The City of Austin is exploring an economic development agreement with an automobile parts manufacturer based outside of Detroit. If concluded, the deal with plastics producer U.S. Farathane would offer just under $213,000 in incentives. In exchange, the company would promise to create 228 new full-time jobs for Austinites over the next three years.


As Council members were careful to point out at Thursday’s meeting, the deal would turn the job creation spotlight on blue collar workers. “By far, I think (this economic development proposal) is the best one that I’ve seen as I’ve sat on the dais,” said Mayor Pro Tem Sheryl Cole. “I say that because of the people that it targets, which is the low-skilled labor force.”


However, Council Members Laura Morrison and Mike Martinez attached their continuing worries about the city’s ability to take care of that segment of the population to the potential deal. Though he added that he appreciates the effort to bring more blue collar jobs to Austin, Martinez remained concerned about the potential Farathane wage levels. “(I) want to make sure that we focus on ensuring that we’re not creating a workforce that is more dependent on city subsidies and social service contracting that would inevitably cost us more in the long-run.”


That conversation was part of a discussion with the city’s head of Economic Growth and Redevelopment Services, Kevin Johns, as he briefed the Council on the potential deal.

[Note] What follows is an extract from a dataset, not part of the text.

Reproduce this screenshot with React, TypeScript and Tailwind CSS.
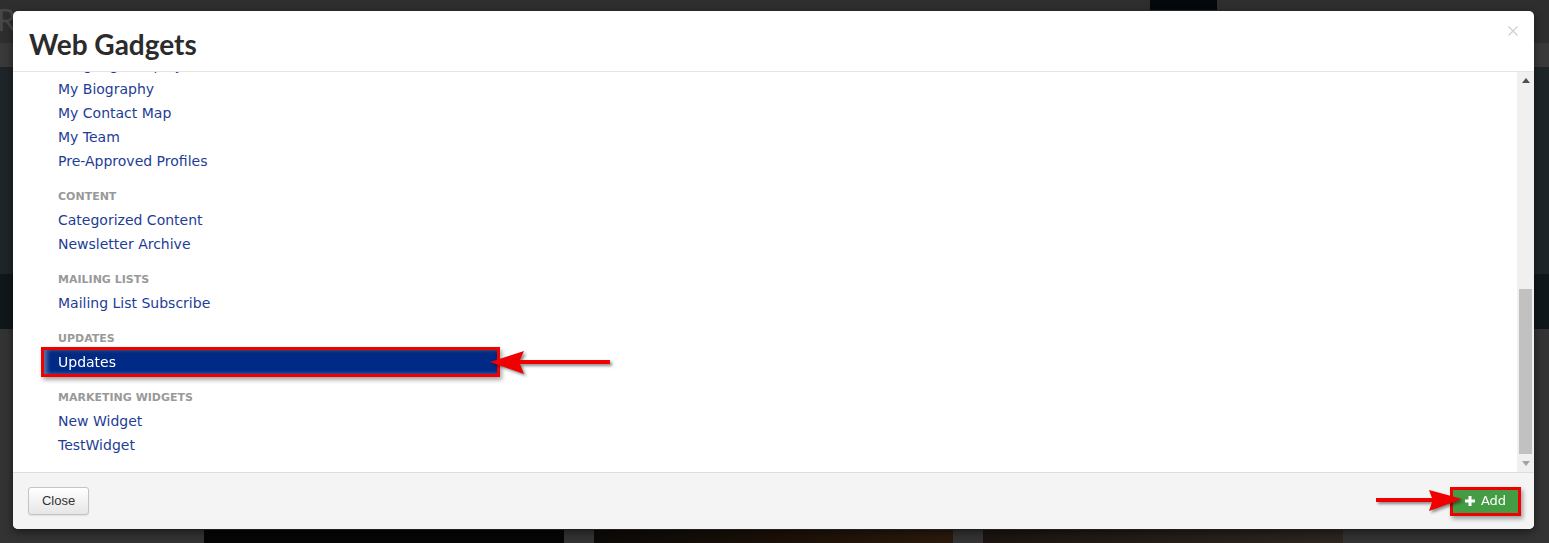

Council members will formally weigh in on the issue next week, at their last meeting of the calendar year.


Johns told the council that the average income level for the created positions would be just over $27,000.


He added for Council Member Bill Spelman – who noted that the city typically looks at the income for “not the lowest paying job, but the 10th percentile paying job” – that workers in that population would pull in roughly $20,800 annually.


Cole wasn’t the only Council member excited about the possibility of reaching the blue collar work force. “I share (Mayor Pro Tem) Cole’s enthusiasm for being able to find jobs for people who are difficult to employ,” said Spelman.


Still, concerns lingered. Morrison also expressed worry about support for the portion of the community that would be employed – which could include segments of the population that are traditionally difficult to employ. “One of the things we have discussed before with these kinds of opportunities are the pay levels, and there’s discussion about living wage and all,” Morrison said. “It looks like here it’s a different tack…specifically to address the needs of folks that are hard to employ…Obviously that’s a very laudable goal.”


“One of the things that I’m wondering about…(is) that some continuing support for the especially hard to employ might be important in making that employment successful,” she continued. “I wonder if…there are programs available so that we could work toward success for the folks who do get jobs here.”


Johns noted that the city had “reached out” to Austin-based job help non-profit Skillpoint. “They’re going to be working with us in trying to do the training and preparation to aid us in trying to move that population into these types of jobs that we’re beginning to recruit,” he said.


Morrison pressed her concern. “If you could maybe help me explore some opportunities for ongoing programs, I think that would be helpful,” she said.


Spelman expressed some surprise that Johns’ office had selected automobile manufacturing as an industry of focus. He wondered how many other auto industry outlets exist in Austin, and raised some concern that the company might eventually leave the region if there weren’t enough.


“If our auto industry penetration is relatively small, relative to other metropolitan areas, that means that the retention rate is probably going to be a little bit lower, and Farathane is less likely to be here in 10 years than it would if we had a lot of auto industry activity,” he said.


Johns told Spelman that EGRSO would look in to it.


As the Council wrapped up its questioning, Paul Saldaña, lobbyist for the Hispanic contractors association, suggested that U.S. Farathane’s incentive agreement should also contain language that would force it to comply with minority and women-owned business standards reflected in pending changes to the city’s third party agreement rules. Morrison suggested that this should be worked into further negotiations. “It sounds like it would be reasonable for us to look at bringing this agreement into compliance…with what’s in the resolution,” she said.


Johns said that he’d discuss the issue with Farathane.